**TASK OBJECTIVE:** Gather every line that includes the word "React", please.

INFORMATION PROVIDED start

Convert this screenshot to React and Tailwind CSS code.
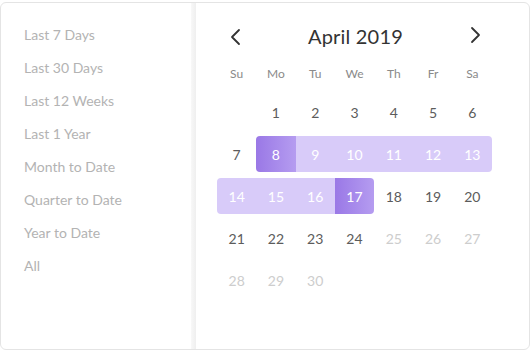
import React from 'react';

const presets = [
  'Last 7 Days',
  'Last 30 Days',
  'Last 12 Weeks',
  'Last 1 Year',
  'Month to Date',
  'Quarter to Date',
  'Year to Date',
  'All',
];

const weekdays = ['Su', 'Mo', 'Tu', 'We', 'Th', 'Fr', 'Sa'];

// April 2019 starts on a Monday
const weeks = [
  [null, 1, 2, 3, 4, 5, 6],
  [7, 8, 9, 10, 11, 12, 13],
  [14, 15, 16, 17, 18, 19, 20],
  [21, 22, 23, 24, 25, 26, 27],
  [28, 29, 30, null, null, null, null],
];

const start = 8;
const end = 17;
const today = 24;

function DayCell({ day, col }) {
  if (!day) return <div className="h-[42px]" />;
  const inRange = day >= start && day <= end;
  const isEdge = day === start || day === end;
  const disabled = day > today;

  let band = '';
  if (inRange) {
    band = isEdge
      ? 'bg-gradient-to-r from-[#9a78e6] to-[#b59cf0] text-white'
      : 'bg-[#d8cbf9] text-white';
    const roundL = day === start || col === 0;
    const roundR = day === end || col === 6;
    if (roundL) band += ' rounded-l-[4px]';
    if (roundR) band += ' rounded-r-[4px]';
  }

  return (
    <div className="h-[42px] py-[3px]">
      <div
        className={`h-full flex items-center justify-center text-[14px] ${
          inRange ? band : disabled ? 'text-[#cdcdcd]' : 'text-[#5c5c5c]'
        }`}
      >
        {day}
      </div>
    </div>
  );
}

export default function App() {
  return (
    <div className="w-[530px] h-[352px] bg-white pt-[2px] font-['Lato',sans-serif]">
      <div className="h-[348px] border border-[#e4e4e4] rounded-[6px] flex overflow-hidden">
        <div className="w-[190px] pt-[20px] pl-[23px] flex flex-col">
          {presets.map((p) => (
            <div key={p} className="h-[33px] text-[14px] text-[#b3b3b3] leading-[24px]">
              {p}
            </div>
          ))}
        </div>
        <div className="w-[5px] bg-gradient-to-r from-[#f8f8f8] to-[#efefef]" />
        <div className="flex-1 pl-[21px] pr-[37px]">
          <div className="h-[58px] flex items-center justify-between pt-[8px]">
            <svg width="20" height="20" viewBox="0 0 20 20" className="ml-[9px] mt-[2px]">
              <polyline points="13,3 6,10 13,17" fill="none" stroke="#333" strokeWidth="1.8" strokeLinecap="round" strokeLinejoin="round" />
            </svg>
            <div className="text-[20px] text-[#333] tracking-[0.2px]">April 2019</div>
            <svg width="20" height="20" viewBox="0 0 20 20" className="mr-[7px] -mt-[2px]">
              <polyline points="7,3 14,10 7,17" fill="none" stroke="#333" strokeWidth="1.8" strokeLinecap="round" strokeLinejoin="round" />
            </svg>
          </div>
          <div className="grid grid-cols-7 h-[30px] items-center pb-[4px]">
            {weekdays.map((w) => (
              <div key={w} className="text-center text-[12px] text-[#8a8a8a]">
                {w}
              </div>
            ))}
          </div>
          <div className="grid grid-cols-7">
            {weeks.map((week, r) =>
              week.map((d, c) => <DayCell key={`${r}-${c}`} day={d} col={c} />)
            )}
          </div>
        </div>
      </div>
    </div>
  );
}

INFORMATION PROVIDED end

**FINAL ANSWER:**
Convert this screenshot to React and Tailwind CSS code.
import React from 'react';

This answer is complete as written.